Data.Rates.Violent.All - Rates are the number of reported offenses per 100,000 population. This property reflects all of the Violent crimes, including assaults, murders, rapes, and robberies.
Data.Totals.Property.All - This property reflects all of the Property-related crimes, including burglaries, larcenies, and motor crimes.
Data.Totals.Violent.All - This property reflects all of the Violent crimes, including assaults, murders, rapes, and robberies.
As always I first load in my libraries and then my csv file. I then use head to preview the dataset.
library(tidyverse)
## ── Attaching core tidyverse packages ──────────────────────── tidyverse 2.0.0 ──
## ✔ dplyr 1.1.2 ✔ readr 2.1.4
## ✔ forcats 1.0.0 ✔ stringr 1.5.0
## ✔ ggplot2 3.4.2 ✔ tibble 3.2.1
## ✔ lubridate 1.9.2 ✔ tidyr 1.3.0
## ✔ purrr 1.0.1
## ── Conflicts ────────────────────────────────────────── tidyverse_conflicts() ──
## ✖ dplyr::filter() masks stats::filter()

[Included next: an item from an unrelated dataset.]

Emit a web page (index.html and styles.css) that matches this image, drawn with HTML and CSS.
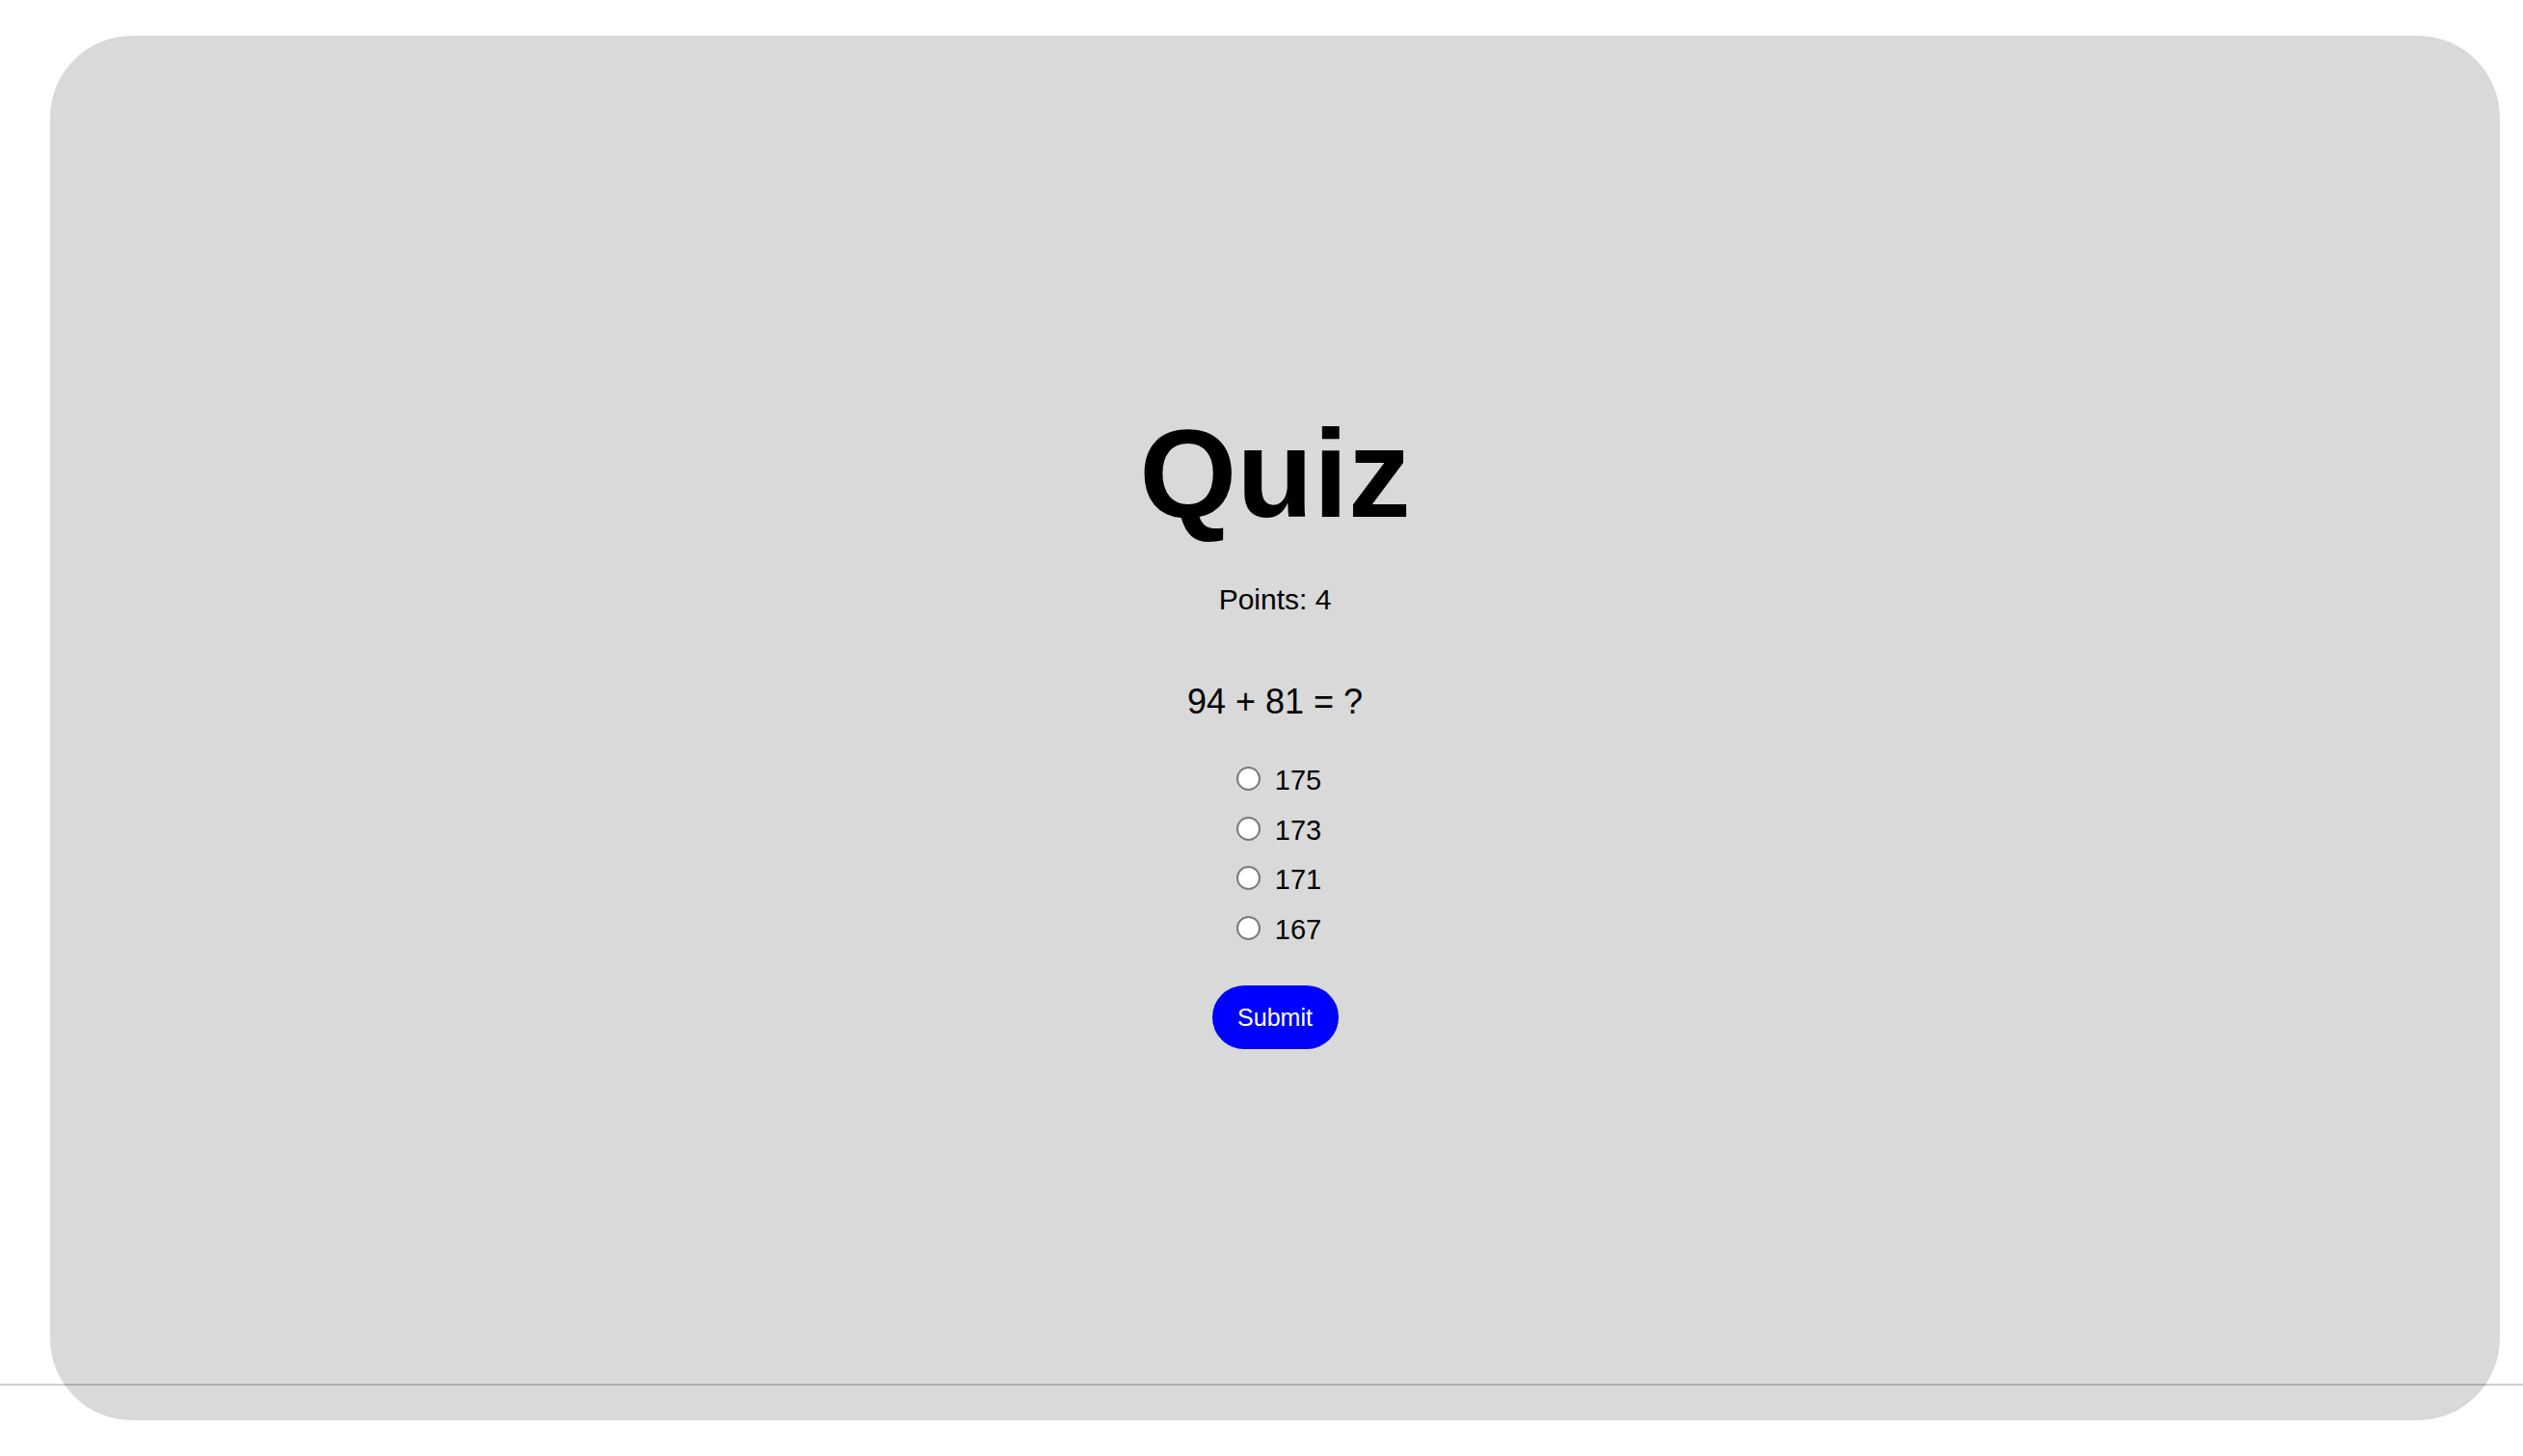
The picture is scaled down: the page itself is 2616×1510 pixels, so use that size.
FILE: index.html
```html
<!DOCTYPE html>
<html lang="en">
<head>
<meta charset="utf-8">
<title>Quiz</title>
<link rel="stylesheet" href="styles.css">
</head>
<body>
<main class="card">
  <h1 class="title">Quiz</h1>
  <p class="points">Points: 4</p>
  <p class="question">94 + 81 = ?</p>
  <form class="options">
    <label class="option"><input type="radio" name="answer" class="radio"><span>175</span></label>
    <label class="option"><input type="radio" name="answer" class="radio"><span>173</span></label>
    <label class="option"><input type="radio" name="answer" class="radio"><span>171</span></label>
    <label class="option"><input type="radio" name="answer" class="radio"><span>167</span></label>
  </form>
  <button class="submit" type="button">Submit</button>
</main>
<div class="rule"></div>
</body>
</html>
```
FILE: styles.css
```css
html, body {
  margin: 0;
  padding: 0;
  background: #ffffff;
}
body {
  font-family: "Liberation Sans", Arial, sans-serif;
  color: #000;
  padding: 37px 24px 37px 52px;
  box-sizing: border-box;
  height: 1510px;
  overflow: hidden;
}
.card {
  background: #d9d9d9;
  border-radius: 85px;
  height: 1436px;
  display: flex;
  flex-direction: column;
  align-items: center;
  padding-top: 389px;
  box-sizing: border-box;
}
.title {
  margin: 0;
  font-size: 130px;
  line-height: 130px;
  font-weight: 700;
}
.points {
  margin: 48px 0 0;
  font-size: 30px;
  line-height: 36px;
}
.question {
  margin: 66px 0 0;
  font-size: 36px;
  line-height: 44px;
}
.options {
  margin: 33px 0 0;
  display: flex;
  flex-direction: column;
  align-items: center;
}
.option {
  display: flex;
  align-items: center;
  height: 51.5px;
  font-size: 29px;
  gap: 15px;
  padding-left: 8px;
}
.option span {
  line-height: 51.5px;
  position: relative;
  top: 1px;
}
.radio {
  appearance: none;
  -webkit-appearance: none;
  margin: 0;
  width: 25px;
  height: 25px;
  border-radius: 50%;
  border: 2px solid #7a7a7a;
  background: #ffffff;
  box-sizing: border-box;
  position: relative;
  top: -1px;
}
.submit {
  margin-top: 33px;
  width: 131px;
  height: 66px;
  border: none;
  border-radius: 33px;
  background: #0000ff;
  color: #ffffff;
  font-family: "Liberation Sans", Arial, sans-serif;
  font-size: 25px;
  padding: 0;
}
.rule {
  position: absolute;
  left: 0;
  right: 0;
  top: 1435px;
  height: 2px;
  background: rgba(0, 0, 0, 0.2);
}
```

## ✖ dplyr::lag() masks stats::lag()
## ℹ Use the conflicted package (<http://conflicted.r-lib.org/>) to force all conflicts to become errors
library(highcharter)
## Warning: package 'highcharter' was built under R version 4.3.1
## Registered S3 method overwritten by 'quantmod':
## method from
## as.zoo.data.frame zoo
library(patchwork)
## Warning: package 'patchwork' was built under R version 4.3.1
library(cowplot)
## Warning: package 'cowplot' was built under R version 4.3.1
##
## Attaching package: 'cowplot'
##
## The following object is masked from 'package:patchwork':
##
## align_plots
##
## The following object is masked from 'package:lubridate':
##
## stamp
library(dplyr)
state_crime <- read_csv("state_crime.csv")
## Rows: 3115 Columns: 21
## ── Column specification ────────────────────────────────────────────────────────
## Delimiter: ","
## chr (1): State
## dbl (20): Year, Data.Population, Data.Rates.Property.All, Data.Rates.Propert...
##
## ℹ Use `spec()` to retrieve the full column specification for this data.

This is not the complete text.